• What you have to do:
Report each line of the data that includes the word "components".

• Input for this task:
○ ○ ○ ○

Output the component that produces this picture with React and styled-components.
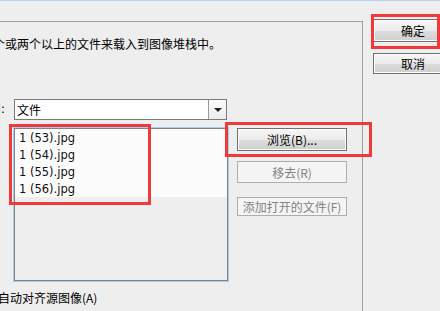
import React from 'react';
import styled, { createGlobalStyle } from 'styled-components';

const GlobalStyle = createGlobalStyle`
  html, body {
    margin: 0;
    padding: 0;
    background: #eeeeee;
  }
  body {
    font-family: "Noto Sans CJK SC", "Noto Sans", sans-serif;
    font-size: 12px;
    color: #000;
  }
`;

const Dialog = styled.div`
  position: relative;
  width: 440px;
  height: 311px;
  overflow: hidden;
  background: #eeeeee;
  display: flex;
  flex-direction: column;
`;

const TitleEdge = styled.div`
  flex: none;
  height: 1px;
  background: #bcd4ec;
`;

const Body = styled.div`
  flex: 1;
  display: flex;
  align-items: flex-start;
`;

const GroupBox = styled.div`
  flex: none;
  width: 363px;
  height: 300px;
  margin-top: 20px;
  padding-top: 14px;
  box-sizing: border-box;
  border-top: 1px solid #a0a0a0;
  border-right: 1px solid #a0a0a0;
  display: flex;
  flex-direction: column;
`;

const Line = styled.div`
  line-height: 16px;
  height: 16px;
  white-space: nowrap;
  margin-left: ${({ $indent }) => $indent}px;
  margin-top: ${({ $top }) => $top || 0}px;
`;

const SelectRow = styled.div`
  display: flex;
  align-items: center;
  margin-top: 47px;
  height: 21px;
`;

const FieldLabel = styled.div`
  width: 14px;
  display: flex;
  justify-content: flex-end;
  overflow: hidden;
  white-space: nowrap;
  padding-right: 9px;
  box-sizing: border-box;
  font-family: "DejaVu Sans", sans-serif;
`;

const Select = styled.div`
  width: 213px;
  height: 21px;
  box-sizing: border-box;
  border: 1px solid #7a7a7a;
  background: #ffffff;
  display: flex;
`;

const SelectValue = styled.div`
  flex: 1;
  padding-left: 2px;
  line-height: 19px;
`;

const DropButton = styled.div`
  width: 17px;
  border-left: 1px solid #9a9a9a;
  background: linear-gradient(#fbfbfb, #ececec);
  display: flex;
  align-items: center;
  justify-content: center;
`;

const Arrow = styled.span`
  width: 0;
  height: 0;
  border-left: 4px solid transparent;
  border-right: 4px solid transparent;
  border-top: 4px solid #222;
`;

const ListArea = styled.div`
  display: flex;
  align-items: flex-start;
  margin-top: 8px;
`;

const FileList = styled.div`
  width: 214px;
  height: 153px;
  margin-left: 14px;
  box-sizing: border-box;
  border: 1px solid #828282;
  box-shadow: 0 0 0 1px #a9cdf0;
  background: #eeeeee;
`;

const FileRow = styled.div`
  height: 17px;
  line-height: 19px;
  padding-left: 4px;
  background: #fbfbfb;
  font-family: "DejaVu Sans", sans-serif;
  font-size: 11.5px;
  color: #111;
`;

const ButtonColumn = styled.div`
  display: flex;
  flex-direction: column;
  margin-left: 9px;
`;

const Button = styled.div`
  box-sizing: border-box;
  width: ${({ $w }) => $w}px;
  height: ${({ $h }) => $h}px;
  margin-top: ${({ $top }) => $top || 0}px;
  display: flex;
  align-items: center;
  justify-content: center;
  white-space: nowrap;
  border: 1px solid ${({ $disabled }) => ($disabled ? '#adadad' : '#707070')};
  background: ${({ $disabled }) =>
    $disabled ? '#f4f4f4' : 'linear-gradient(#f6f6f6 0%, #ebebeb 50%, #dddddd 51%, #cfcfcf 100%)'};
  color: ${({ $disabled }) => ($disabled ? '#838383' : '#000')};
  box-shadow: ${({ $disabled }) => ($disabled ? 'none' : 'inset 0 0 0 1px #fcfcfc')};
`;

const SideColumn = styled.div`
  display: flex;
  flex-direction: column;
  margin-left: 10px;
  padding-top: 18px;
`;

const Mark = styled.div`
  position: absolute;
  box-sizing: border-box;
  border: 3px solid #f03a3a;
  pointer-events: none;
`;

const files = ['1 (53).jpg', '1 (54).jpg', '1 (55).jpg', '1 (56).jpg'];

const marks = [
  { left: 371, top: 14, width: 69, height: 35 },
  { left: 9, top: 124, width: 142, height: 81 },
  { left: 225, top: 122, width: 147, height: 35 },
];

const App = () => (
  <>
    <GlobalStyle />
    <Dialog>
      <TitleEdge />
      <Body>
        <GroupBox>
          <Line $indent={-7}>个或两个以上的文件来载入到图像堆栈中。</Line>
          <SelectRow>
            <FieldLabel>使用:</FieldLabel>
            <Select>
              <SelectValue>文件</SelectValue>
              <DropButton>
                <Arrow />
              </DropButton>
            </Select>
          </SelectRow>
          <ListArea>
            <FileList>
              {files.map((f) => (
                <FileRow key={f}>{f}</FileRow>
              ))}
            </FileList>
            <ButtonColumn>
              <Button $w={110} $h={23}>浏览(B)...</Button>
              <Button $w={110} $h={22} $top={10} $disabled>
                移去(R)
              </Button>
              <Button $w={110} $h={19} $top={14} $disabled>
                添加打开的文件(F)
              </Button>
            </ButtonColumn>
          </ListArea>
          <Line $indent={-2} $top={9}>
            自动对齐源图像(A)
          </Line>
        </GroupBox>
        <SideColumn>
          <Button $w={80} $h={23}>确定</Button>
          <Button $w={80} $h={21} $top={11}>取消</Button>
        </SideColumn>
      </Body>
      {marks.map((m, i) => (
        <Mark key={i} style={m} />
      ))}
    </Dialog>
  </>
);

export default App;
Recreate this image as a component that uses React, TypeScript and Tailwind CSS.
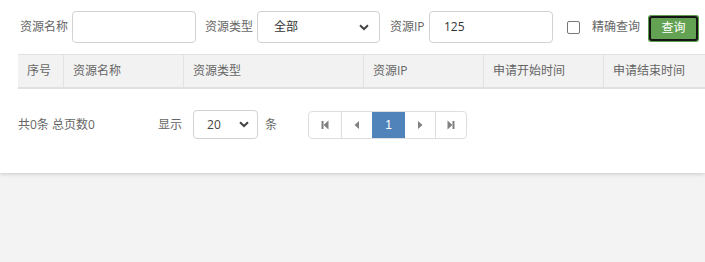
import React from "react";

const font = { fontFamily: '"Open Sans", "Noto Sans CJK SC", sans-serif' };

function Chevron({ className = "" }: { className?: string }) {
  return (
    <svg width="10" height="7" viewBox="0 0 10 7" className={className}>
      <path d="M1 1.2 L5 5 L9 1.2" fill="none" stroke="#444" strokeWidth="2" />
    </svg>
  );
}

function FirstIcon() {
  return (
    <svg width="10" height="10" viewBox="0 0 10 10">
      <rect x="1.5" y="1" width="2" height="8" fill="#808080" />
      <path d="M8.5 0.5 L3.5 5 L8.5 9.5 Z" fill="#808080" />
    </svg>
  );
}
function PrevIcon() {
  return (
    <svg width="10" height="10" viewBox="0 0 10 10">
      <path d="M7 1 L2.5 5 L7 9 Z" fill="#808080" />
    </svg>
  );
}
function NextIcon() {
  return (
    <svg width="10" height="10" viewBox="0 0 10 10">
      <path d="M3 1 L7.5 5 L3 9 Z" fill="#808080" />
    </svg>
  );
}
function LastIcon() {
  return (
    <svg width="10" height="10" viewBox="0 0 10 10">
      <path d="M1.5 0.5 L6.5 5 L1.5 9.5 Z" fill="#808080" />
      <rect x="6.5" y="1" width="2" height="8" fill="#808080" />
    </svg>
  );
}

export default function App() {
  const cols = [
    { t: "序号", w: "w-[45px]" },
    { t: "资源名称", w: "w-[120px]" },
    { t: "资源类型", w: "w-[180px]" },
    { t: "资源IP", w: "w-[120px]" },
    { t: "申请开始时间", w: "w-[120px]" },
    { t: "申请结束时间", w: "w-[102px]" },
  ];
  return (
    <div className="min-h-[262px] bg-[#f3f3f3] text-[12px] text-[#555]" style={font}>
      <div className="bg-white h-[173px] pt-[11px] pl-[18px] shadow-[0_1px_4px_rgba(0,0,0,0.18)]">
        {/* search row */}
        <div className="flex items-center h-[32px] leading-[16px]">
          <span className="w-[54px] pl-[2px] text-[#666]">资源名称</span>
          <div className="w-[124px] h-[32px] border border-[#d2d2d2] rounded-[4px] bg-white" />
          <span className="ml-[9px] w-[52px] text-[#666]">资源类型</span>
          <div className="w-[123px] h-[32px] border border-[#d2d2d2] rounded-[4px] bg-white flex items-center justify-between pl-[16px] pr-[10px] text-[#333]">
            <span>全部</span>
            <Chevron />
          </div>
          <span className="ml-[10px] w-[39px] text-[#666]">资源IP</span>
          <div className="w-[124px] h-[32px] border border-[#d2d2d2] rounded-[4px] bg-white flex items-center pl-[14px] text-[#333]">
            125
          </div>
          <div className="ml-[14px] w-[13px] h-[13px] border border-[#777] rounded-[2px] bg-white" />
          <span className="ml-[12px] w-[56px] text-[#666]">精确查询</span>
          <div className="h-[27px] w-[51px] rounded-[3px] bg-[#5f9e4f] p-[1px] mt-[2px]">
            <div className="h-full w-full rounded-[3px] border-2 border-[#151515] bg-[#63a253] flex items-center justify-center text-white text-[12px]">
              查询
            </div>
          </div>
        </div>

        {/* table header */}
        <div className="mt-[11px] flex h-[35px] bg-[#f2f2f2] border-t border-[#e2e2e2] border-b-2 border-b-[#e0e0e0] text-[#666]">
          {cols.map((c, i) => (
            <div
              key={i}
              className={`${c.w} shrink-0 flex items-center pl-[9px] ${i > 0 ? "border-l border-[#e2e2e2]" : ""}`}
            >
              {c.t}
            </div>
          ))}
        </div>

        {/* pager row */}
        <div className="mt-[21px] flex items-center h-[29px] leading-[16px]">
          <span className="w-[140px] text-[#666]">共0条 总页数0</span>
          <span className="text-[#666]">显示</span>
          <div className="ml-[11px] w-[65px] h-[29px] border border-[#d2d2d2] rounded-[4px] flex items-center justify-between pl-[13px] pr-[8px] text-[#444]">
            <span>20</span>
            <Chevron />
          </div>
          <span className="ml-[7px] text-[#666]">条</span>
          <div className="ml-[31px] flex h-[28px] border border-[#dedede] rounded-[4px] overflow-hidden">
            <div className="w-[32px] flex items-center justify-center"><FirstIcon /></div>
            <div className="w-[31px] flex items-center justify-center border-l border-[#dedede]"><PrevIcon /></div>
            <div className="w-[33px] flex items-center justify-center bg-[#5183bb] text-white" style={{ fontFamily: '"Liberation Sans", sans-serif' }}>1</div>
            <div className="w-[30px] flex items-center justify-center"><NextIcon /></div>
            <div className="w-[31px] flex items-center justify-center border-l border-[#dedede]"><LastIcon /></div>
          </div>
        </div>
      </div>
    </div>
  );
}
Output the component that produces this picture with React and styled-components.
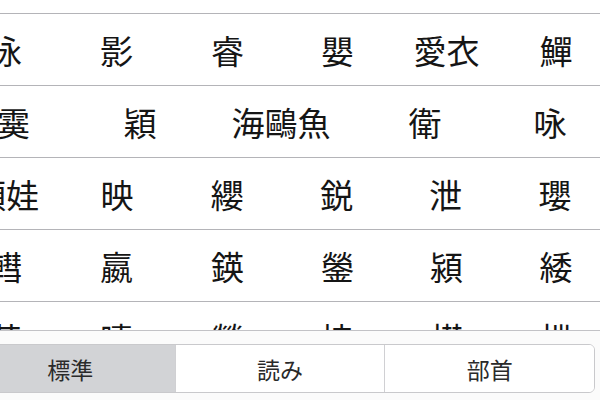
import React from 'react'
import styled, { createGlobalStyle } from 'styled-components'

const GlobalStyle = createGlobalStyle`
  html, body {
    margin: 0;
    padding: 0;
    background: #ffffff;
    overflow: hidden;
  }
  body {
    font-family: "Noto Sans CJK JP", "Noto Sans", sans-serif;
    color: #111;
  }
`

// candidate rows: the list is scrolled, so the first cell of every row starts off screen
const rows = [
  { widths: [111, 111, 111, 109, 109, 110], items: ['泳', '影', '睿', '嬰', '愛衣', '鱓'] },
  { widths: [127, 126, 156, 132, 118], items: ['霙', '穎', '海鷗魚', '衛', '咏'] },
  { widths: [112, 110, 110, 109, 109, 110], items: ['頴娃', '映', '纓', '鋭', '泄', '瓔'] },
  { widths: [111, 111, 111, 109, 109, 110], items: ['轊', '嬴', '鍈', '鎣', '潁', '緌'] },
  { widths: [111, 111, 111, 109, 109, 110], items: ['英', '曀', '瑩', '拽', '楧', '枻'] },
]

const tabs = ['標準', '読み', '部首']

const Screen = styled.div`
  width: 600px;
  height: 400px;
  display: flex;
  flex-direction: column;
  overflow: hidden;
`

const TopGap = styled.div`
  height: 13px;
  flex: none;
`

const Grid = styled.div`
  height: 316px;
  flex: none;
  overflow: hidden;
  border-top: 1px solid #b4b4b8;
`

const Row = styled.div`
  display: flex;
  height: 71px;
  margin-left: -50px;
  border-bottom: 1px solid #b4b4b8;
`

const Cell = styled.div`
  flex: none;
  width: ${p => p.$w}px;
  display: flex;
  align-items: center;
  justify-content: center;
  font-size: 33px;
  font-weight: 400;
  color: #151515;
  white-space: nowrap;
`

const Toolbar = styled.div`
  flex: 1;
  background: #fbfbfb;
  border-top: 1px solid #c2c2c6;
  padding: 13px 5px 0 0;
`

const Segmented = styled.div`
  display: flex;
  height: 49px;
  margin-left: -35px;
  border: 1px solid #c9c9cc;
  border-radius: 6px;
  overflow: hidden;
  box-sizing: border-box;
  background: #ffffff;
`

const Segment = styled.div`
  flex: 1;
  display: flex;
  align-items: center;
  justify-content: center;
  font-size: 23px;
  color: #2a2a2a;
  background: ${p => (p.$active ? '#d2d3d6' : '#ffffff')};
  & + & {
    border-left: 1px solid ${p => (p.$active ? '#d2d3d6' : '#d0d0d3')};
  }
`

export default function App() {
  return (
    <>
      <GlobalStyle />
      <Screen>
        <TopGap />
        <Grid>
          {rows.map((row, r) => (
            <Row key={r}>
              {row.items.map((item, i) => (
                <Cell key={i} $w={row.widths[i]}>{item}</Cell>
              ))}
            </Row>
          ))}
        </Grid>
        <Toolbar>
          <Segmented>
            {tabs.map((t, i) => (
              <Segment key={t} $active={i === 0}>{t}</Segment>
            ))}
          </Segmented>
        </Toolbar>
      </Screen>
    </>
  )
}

○ ○ ○ ○

• Exercise output:
Output the component that produces this picture with React and styled-components.
import styled, { createGlobalStyle } from 'styled-components';
Output the component that produces this picture with React and styled-components.
import styled, { createGlobalStyle } from 'styled-components'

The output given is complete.